Elsewhere in Boston, we got dance with many words from Bill T. Jones, who, in “Story/Time” related 70 one-minute tales while around him his company performed excerpts from his work. We got dance with no words from Beijing’s TAO Dance Theater, the titles of whose “4” and “5” refer to the number of performers in each piece. Pilobolus teamed up with Penn & Teller to create “[esc],” in which dancers had to extricate themselves from “perilous” situations. Urbanity Dance collaborated with string ensemble A Far Cry on the Jordan Hall stage, the dancers weaving in and out among the musicians. Tania Pérez-Salas flooded the Shubert Theatre stage with 500 gallons of water. Celebrity Series of Boston closed out its own 75th-anniversary year with a free public event in which 110 Bostonians ages 9 to 73 danced “Le Grand Continental” in Copley Square Park.
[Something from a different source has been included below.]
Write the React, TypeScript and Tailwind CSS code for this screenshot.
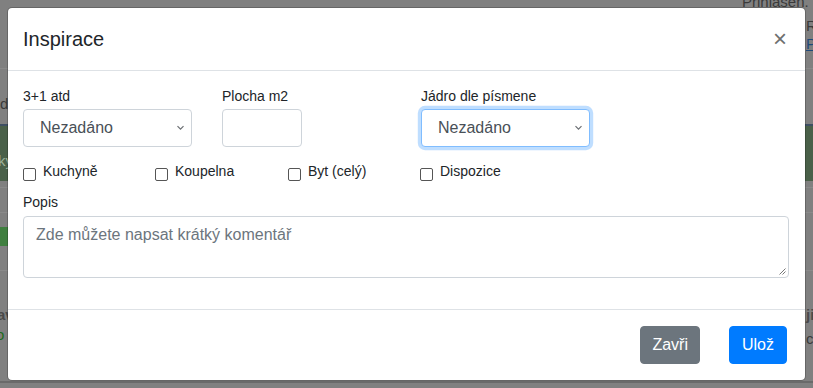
import React from "react";

function Chevron() {
  return (
    <svg width="9" height="6" viewBox="0 0 9 6" className="block">
      <polyline points="1.5,1.2 4.5,4.2 7.5,1.2" fill="none" stroke="#6b6f73" strokeWidth="1.2" />
    </svg>
  );
}

function SelectBox({ focused }: { focused?: boolean }) {
  return (
    <div
      className={
        "w-[169px] h-[38px] rounded-[4px] border bg-white flex items-center justify-between pl-[16px] pr-[6px] text-[16px] text-[#495057] " +
        (focused
          ? "border-[#80bdff] shadow-[0_0_0_3.2px_rgba(0,123,255,0.25)]"
          : "border-[#ced4da]")
      }
    >
      <span className="leading-[24px]">Nezadáno</span>
      <Chevron />
    </div>
  );
}

function Check({ label, w }: { label: string; w: string }) {
  return (
    <div className={"flex items-start " + w}>
      <div className="w-[13px] h-[13px] mt-[6px] border border-[#555] rounded-[2px] bg-white shrink-0" />
      <span className="ml-[7px] text-[14px] leading-[18px] text-[#212529]">{label}</span>
    </div>
  );
}

export default function App() {
  return (
    <div className="relative w-[813px] h-[388px] overflow-hidden bg-[#808080] font-['Liberation_Sans',Arial,sans-serif]">
      {/* dimmed page behind the backdrop */}
      <div className="absolute left-[742px] top-[-9px] text-[15px] text-[#3a3a3a]">Přihlášen.</div>
      <div className="absolute left-[806px] top-[15px] text-[15px] text-[#3a3a3a]">Ra</div>
      <div className="absolute left-[806px] top-[33px] text-[15px] text-[#1f4a7a] underline">Po</div>
      <div className="absolute left-0 top-[68px] w-full h-px bg-[#8a8a8a]" />
      <div className="absolute left-0 top-[93px] text-[15px] text-[#3a3a3a]">dr</div>
      <div className="absolute left-0 top-[124px] w-full h-[2px] bg-[#3e4f63]" />
      <div className="absolute left-0 top-[126px] w-full h-[55px] bg-[#4a6049]" />
      <div className="absolute left-[-2px] top-[150px] text-[15px] text-[#9bb29a]">ky</div>
      <div className="absolute left-0 top-[187px] w-full h-px bg-[#8a8a8a]" />
      <div className="absolute left-0 top-[212px] w-full h-px bg-[#8a8a8a]" />
      <div className="absolute left-0 top-[227px] w-[9px] h-[19px] bg-[#3f7f3f]" />
      <div className="absolute left-0 top-[270px] w-full h-px bg-[#8a8a8a]" />
      <div className="absolute left-[-3px] top-[304px] text-[15px] font-bold text-[#4a4a4a]">av</div>
      <div className="absolute left-[-4px] top-[324px] text-[15px] text-[#1d6b1d]">o</div>
      <div className="absolute left-[806px] top-[304px] text-[15px] font-bold text-[#4a4a4a]">ji</div>
      <div className="absolute left-[806px] top-[328px] text-[15px] text-[#3a3a3a]">c</div>
      <div className="absolute left-0 top-[381px] w-full h-[2px] bg-[#6a6a6a]" />

      {/* modal */}
      <div className="absolute left-[7px] top-[7px] w-[799px] rounded-[5px] border border-[rgba(0,0,0,0.2)] bg-white bg-clip-padding">
        <div className="flex items-start justify-between px-[16px] py-[16px] border-b border-[#dee2e6]">
          <h5 className="text-[20px] leading-[30px] font-medium text-[#212529] -ml-[1px]">Inspirace</h5>
          <div className="text-[24px] leading-[30px] text-[#6f6f6f] mr-[2px]">×</div>
        </div>

        <div className="px-[15px] pt-[16px] pb-[31px]">
          <div className="flex">
            <div className="w-[199px]">
              <div className="h-[22px] text-[14px] leading-[18px] text-[#212529]">3+1 atd</div>
              <SelectBox />
            </div>
            <div className="w-[199px]">
              <div className="h-[22px] text-[14px] leading-[18px] text-[#212529]">Plocha m2</div>
              <div className="w-[80px] h-[38px] rounded-[4px] border border-[#ced4da] bg-white" />
            </div>
            <div>
              <div className="h-[22px] text-[14px] leading-[18px] text-[#212529]">Jádro dle písmene</div>
              <SelectBox focused />
            </div>
          </div>

          <div className="flex mt-[15px]">
            <Check label="Kuchyně" w="w-[132px]" />
            <Check label="Koupelna" w="w-[133px]" />
            <Check label="Byt (celý)" w="w-[132px]" />
            <Check label="Dispozice" w="w-[132px]" />
          </div>

          <div className="mt-[12px]">
            <div className="h-[23px] text-[14px] leading-[18px] text-[#212529]">Popis</div>
            <div className="relative w-[766px] h-[62px] rounded-[4px] border border-[#ced4da] bg-white px-[12px] py-[6px]">
              <span className="text-[16px] leading-[24px] text-[#6c757d]">Zde můžete napsat krátký komentář</span>
              <svg width="7" height="7" viewBox="0 0 7 7" className="absolute right-[2px] bottom-[2px]">
                <line x1="6.5" y1="0.5" x2="0.5" y2="6.5" stroke="#777" strokeWidth="1" />
                <line x1="6.5" y1="3.5" x2="3.5" y2="6.5" stroke="#777" strokeWidth="1" />
              </svg>
            </div>
          </div>
        </div>

        <div className="flex justify-end items-center gap-[29px] border-t border-[#dee2e6] pt-[16px] pb-[16px] pr-[18px]">
          <button className="h-[38px] px-[11px] rounded-[4px] bg-[#6c757d] text-white text-[16px] leading-[24px] border border-[#6c757d]">
            Zavři
          </button>
          <button className="h-[38px] px-[12px] rounded-[4px] bg-[#007bff] text-white text-[16px] leading-[24px] border border-[#007bff]">
            Ulož
          </button>
        </div>
      </div>
    </div>
  );
}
One welcome element in 2014 was humor. At Jacob’s Pillow, Mark Morris Dance Group’s program included the Benny Hill-naughty “A Wooden Tree,” Doug Elkins’s “Hapless Bizarre” incorporated a clown, Dance Heginbotham riffed on “Le sacre du printemps” in “Chalk and Soot,” and McIntyre’s new “The Vinegar Works: Four Dances of Moral Instruction” drew on Edward Gorey.
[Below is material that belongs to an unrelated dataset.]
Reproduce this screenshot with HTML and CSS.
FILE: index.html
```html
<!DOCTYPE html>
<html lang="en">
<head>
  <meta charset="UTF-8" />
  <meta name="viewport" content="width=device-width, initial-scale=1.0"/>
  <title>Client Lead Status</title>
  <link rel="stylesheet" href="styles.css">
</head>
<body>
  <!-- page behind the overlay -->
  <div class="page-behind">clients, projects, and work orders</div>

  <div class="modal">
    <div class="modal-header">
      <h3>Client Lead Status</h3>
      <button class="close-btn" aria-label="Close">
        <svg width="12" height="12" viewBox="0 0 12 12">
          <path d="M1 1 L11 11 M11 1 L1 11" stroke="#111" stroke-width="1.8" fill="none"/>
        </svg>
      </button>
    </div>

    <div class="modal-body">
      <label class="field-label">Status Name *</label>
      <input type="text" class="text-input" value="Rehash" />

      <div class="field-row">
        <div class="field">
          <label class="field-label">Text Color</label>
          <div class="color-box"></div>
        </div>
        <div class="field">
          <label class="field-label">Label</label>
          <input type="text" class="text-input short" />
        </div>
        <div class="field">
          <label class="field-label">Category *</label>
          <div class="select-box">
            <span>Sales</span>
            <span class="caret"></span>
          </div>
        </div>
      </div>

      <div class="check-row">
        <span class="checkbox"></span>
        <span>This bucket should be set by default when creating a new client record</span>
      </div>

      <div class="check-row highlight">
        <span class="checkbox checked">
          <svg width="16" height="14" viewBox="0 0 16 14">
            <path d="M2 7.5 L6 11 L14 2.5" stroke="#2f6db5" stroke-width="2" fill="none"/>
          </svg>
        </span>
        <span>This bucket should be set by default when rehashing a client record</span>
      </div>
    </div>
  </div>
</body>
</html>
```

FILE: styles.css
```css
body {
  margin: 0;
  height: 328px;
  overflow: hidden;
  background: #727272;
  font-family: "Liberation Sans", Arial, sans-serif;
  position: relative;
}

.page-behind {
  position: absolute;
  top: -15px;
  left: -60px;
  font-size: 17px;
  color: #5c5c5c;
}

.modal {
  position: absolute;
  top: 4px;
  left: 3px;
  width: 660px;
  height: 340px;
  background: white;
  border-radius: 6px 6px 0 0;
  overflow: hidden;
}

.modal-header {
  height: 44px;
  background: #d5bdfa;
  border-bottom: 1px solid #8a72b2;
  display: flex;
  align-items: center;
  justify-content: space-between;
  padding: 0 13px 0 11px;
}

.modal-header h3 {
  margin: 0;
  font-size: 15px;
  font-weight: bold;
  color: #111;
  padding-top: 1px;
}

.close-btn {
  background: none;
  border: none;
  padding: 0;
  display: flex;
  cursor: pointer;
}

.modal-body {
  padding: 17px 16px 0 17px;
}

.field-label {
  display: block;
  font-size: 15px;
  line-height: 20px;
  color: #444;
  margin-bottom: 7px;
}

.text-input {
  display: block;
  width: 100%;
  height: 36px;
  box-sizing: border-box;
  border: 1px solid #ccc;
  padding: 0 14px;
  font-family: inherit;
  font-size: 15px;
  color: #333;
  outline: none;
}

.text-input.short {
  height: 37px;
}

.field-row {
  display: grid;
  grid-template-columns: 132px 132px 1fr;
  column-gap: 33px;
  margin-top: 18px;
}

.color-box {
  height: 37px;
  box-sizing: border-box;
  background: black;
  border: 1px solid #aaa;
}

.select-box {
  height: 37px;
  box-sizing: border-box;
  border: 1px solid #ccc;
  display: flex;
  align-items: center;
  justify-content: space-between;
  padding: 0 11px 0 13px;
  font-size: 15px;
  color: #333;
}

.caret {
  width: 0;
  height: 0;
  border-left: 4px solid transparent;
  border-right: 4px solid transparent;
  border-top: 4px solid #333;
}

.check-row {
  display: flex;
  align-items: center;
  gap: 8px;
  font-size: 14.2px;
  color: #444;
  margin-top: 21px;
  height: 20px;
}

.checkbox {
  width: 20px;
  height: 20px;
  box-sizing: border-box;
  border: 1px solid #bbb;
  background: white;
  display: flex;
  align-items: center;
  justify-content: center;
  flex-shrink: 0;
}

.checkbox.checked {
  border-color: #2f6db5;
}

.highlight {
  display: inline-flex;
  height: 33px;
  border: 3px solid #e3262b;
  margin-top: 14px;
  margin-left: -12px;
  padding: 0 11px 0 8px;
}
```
Even Boston Ballet, not noted for its comedy, got into the act. As a pair of over-the-top stepsisters in Ashton’s “Cinderella” in March, Yury Yanowsky and Boyko Dossev stole the show, which is not easy to do when Misa Kuranaga is dancing the title role. Yanowsky followed that up with a subversive turn as Drosselmeier in “The Nutcracker,” prancing around like an overgrown kid and encouraging the little boys to break up the girls’ doll lullaby. And in Alexander Ekman’s “Cacti,” a spoof of postmodern dance (and critics) presented as part of the “Pricked” program in May, the 16 dancers, standing or kneeling on what resembled giant Scrabble tiles, slapped those tiles, slapped their bodies, played at martial arts, vocalized, struck poses as if to spell out words, air-conducted the orchestra, and ran in place — not always in the same direction.
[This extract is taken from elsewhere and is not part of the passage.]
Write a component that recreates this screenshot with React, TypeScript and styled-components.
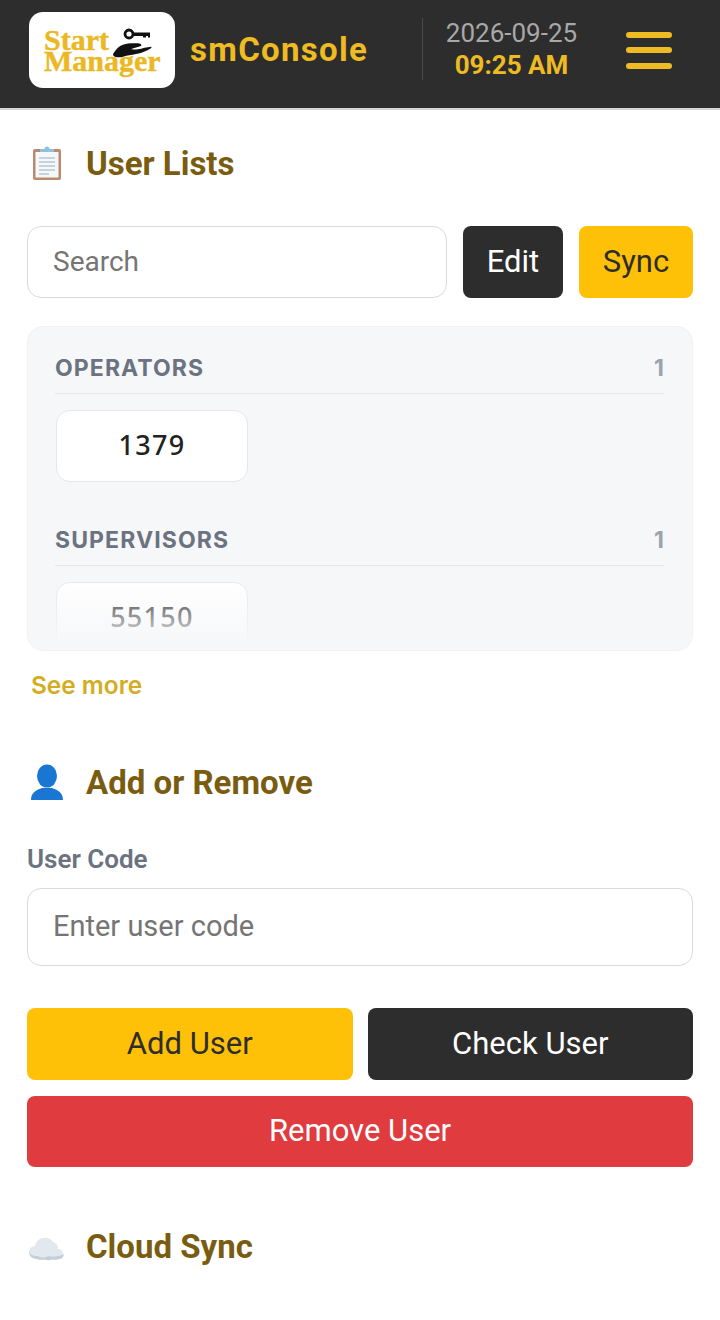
import styled, { createGlobalStyle } from 'styled-components';

const GlobalStyle = createGlobalStyle`
  * {
    box-sizing: border-box;
  }

  html,
  body {
    margin: 0;
    background: #fff;
    font-family: Roboto, 'Liberation Sans', sans-serif;
  }

  input::placeholder {
    color: #757575;
    opacity: 1;
  }
`;

const Page = styled.div`
  width: 720px;
  height: 1320px;
  overflow: hidden;
  background: #fff;
`;

const Header = styled.header`
  display: flex;
  align-items: center;
  height: 110px;
  padding: 0 48px 8px 29px;
  background: #2d2d2d;
  border-bottom: 2px solid #d4d4d4;
`;

const LogoBox = styled.div`
  position: relative;
  flex: none;
  width: 146px;
  height: 76px;
  background: #fff;
  border-radius: 14px;
`;

const LogoLine = styled.span<{ $top: number }>`
  position: absolute;
  top: ${(p) => p.$top}px;
  left: 15px;
  font-family: 'Liberation Serif', serif;
  font-weight: 700;
  font-size: 30px;
  line-height: 21px;
  color: #ebb823;
  -webkit-text-stroke: 0.4px #ebb823;
  white-space: nowrap;
`;

const LogoArt = styled.svg`
  position: absolute;
  top: 15px;
  left: 84px;
`;

const AppName = styled.div`
  flex: none;
  width: 232px;
  margin-left: 15px;
  padding-bottom: 2px;
  font-size: 33px;
  font-weight: 700;
  letter-spacing: 1.3px;
  color: #eebb22;
`;

const DateBlock = styled.div`
  flex: none;
  display: flex;
  flex-direction: column;
  align-items: center;
  width: 178px;
  height: 62px;
  margin-bottom: 2px;
  border-left: 1px solid #4a4a4a;
  line-height: 31px;
`;

const DateText = styled.span`
  font-size: 26px;
  color: #a8a8a8;
`;

const TimeText = styled.span`
  font-size: 26px;
  font-weight: 700;
  color: #eebb22;
  margin-top: 1px;
`;

const MenuIcon = styled.div`
  flex: none;
  display: flex;
  flex-direction: column;
  gap: 9.5px;
  width: 46px;
  margin-left: auto;
`;

const MenuBar = styled.span`
  height: 6px;
  border-radius: 3px;
  background: #eebb22;
`;

const Content = styled.main`
  padding: 0 27px;
`;

const SectionHead = styled.div<{ $top: number }>`
  display: flex;
  align-items: center;
  gap: 23px;
  height: 40px;
  margin-top: ${(p) => p.$top}px;
`;

const SectionIcon = styled.svg`
  flex: none;
  width: 36px;
  height: 38px;
  overflow: visible;
`;

const SectionTitle = styled.h2`
  margin: 0;
  font-size: 33px;
  font-weight: 700;
  color: #7a5c10;
`;

const Toolbar = styled.div`
  display: flex;
  gap: 16px;
  margin-top: 43px;
`;

const TextField = styled.input<{ $height: number; $size: number }>`
  flex: 1;
  min-width: 0;
  width: 100%;
  height: ${(p) => p.$height}px;
  padding: 0 25px 2px;
  border: 1px solid #d6d9de;
  border-radius: 14px;
  background: #fff;
  font-family: inherit;
  font-size: ${(p) => p.$size}px;
  color: #333;
  outline: none;
`;

const variants = {
  dark: 'background: #2d2d2d; color: #fff;',
  yellow: 'background: #ffc107; color: #2d2d2d;',
  red: 'background: #e03b3e; color: #fff;',
};

const Button = styled.button<{ $variant: keyof typeof variants; $width?: number }>`
  flex: ${(p) => (p.$width ? 'none' : '1')};
  width: ${(p) => (p.$width ? `${p.$width}px` : 'auto')};
  height: 72px;
  padding: 0 0 2px;
  border: none;
  border-radius: 8px;
  font-family: inherit;
  font-size: 31px;
  ${(p) => variants[p.$variant]}
`;

const ListPanel = styled.section`
  position: relative;
  height: 325px;
  margin-top: 28px;
  padding: 20px 28px 0 27px;
  overflow: hidden;
  background: #f6f7f9;
  border: 1px solid #f1f2f4;
  border-radius: 16px;

  &::after {
    content: '';
    position: absolute;
    left: 0;
    right: 0;
    bottom: 0;
    height: 70px;
    background: linear-gradient(to bottom, rgba(246, 247, 249, 0), #f6f7f9 95%);
  }
`;

const GroupHead = styled.div<{ $top?: number }>`
  display: flex;
  align-items: center;
  justify-content: space-between;
  height: 47px;
  margin-top: ${(p) => p.$top ?? 0}px;
  padding-bottom: 5px;
  border-bottom: 1px solid #e5e7eb;
  font-family: Inter, sans-serif;
  font-size: 23px;
  font-weight: 700;
  letter-spacing: 1.1px;
  color: #6b7280;
`;

const GroupCount = styled.span`
  color: #9ca3af;
  letter-spacing: 0;
`;

const Chip = styled.div`
  display: flex;
  align-items: center;
  justify-content: center;
  width: 192px;
  height: 72px;
  margin: 16px 0 0 1px;
  padding-bottom: 4px;
  background: #fff;
  border: 1px solid #e5e7eb;
  border-radius: 14px;
  font-family: 'Noto Sans', sans-serif;
  font-size: 27px;
  font-weight: 500;
  letter-spacing: 1.3px;
  color: #222;
`;

const SeeMore = styled.div`
  margin: 18px 0 0 4px;
  font-family: Inter, sans-serif;
  font-size: 24.4px;
  font-weight: 600;
  line-height: 32px;
  color: #d4ac1e;
`;

const FieldLabel = styled.label`
  display: block;
  margin-top: 41px;
  margin-bottom: 13px;
  font-size: 26px;
  font-weight: 600;
  line-height: 32px;
  color: #6b7280;
`;

const ButtonRow = styled.div`
  display: flex;
  gap: 15px;
  margin-top: 42px;
`;

const RemoveButton = styled(Button)`
  display: block;
  width: 100%;
  height: 71px;
  margin-top: 16px;
`;

function ClipboardIcon() {
  return (
    <SectionIcon viewBox="0 0 36 38">
      <rect x="6" y="5" width="28" height="31" rx="2" fill="#b98a6d" />
      <rect x="8.500" y="8" width="23" height="25.500" fill="#f4f8fb" />
      <path d="M12 14h16M12 18h16M12 22h16M12 26h16M12 30h10" stroke="#b7c6d6" strokeWidth="1.300" />
      <path d="M13 8V5h4.500a2.500 2.500 0 0 1 5 0H27v3z" fill="#8fc0dc" />
    </SectionIcon>
  );
}

function PersonIcon() {
  return (
    <SectionIcon viewBox="0 0 36 38">
      <ellipse cx="20" cy="13" rx="10" ry="11.500" fill="#1976d2" />
      <path d="M4 37c0-8 6-10 11-12h10c5 2 11 4 11 12z" fill="#1976d2" />
    </SectionIcon>
  );
}

function CloudIcon() {
  return (
    <SectionIcon viewBox="0 0 36 38">
      <path
        d="M7 31a6 6 0 0 1-5-6 6 6 0 0 1 6-6 10 10 0 0 1 18-4 7 7 0 0 1 5 7 5 5 0 0 1 5 5 4 4 0 0 1-4 4c-3 1-5 1-7 .500-2 1-5 1-7 0-3 .500-6 .500-11-.500z"
        fill="#e2e8ee"
      />
      <path d="M2 25c2 4 6 4 9 4 3 2 7 2 10 0 4 1 11 1 16-2-.500 3-2 5-5 5-3 1-5 1-7 .500-2 1-5 1-7 0-3 .500-6 .500-11-1-3-1-5-3-5-6.500z" fill="#c3ced8" />
    </SectionIcon>
  );
}

export default function App() {
  return (
    <Page>
      <GlobalStyle />
      <Header>
        <LogoBox>
          <LogoLine $top={17}>Start</LogoLine>
          <LogoLine $top={38}>Manager</LogoLine>
          <LogoArt width="50" height="44" viewBox="0 0 50 44">
            <circle cx="16" cy="7" r="4" fill="none" stroke="#111" strokeWidth="2.800" />
            <path d="M20 5.500h17v5h-2V9h-2v1.500h-3V9H20z" fill="#111" />
            <path d="M0 27C3 22 6 19 10 17.700 15 16 20 16 25 16.300 27 16.500 29 17.500 28.300 18.700 25 20 21 21 18.300 22 21 23 23 22.500 25 22.300 29 21.500 34 20 38.300 19.700 39 20.500 38 21.500 36.700 22 33 24 30 25.500 26.700 26.300 22 27.500 17 28 13.300 28.700 11 29.500 9 30.300 6.700 30.300 3 30.300 0 30 0 27z" fill="#111" />
          </LogoArt>
        </LogoBox>
        <AppName>smConsole</AppName>
        <DateBlock>
          <DateText>2026-09-25</DateText>
          <TimeText>09:25 AM</TimeText>
        </DateBlock>
        <MenuIcon>
          <MenuBar />
          <MenuBar />
          <MenuBar />
        </MenuIcon>
      </Header>

      <Content>
        <SectionHead $top={33}>
          <ClipboardIcon />
          <SectionTitle>User Lists</SectionTitle>
        </SectionHead>

        <Toolbar>
          <TextField $height={72} $size={28} placeholder="Search" />
          <Button $variant="dark" $width={100}>Edit</Button>
          <Button $variant="yellow" $width={114}>Sync</Button>
        </Toolbar>

        <ListPanel>
          <GroupHead>
            <span>OPERATORS</span>
            <GroupCount>1</GroupCount>
          </GroupHead>
          <Chip>1379</Chip>
          <GroupHead $top={37}>
            <span>SUPERVISORS</span>
            <GroupCount>1</GroupCount>
          </GroupHead>
          <Chip>55150</Chip>
        </ListPanel>

        <SeeMore>See more</SeeMore>

        <SectionHead $top={61}>
          <PersonIcon />
          <SectionTitle>Add or Remove</SectionTitle>
        </SectionHead>

        <FieldLabel>User Code</FieldLabel>
        <TextField $height={78} $size={29} placeholder="Enter user code" />

        <ButtonRow>
          <Button $variant="yellow">Add User</Button>
          <Button $variant="dark">Check User</Button>
        </ButtonRow>
        <RemoveButton $variant="red">Remove User</RemoveButton>

        <SectionHead $top={59}>
          <CloudIcon />
          <SectionTitle>Cloud Sync</SectionTitle>
        </SectionHead>
      </Content>
    </Page>
  );
}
The two images that stayed with me from 2014 were both Boston Ballet ladies in red. The banner for the company’s Lincoln Center appearance, stretching 40 feet high on an outside wall of the Koch Theater, showed corps dancer Sarah Wroth in a pose from Jirí Kylián’s “Bella Figura,” wearing a puffy red skirt and nothing else, one arm strategically positioned over her chest. Wroth will be remembered for more than this banner; she’s a fine dancer, especially in character roles. But that choice of image is a statement of intent from Nissinen.
The other lady in red was Boston Ballet 2 member Skyla Schreter. The company’s annual “Next Generation” evening, which highlights the students of the Boston Ballet School, included a performance of “Scotch Symphony” as a tribute to Balanchine’s support, and Schreter, just 18 years old, was amazingly poised and confident as the Highland Girl. If this is the future of dance, then dance is in good shape.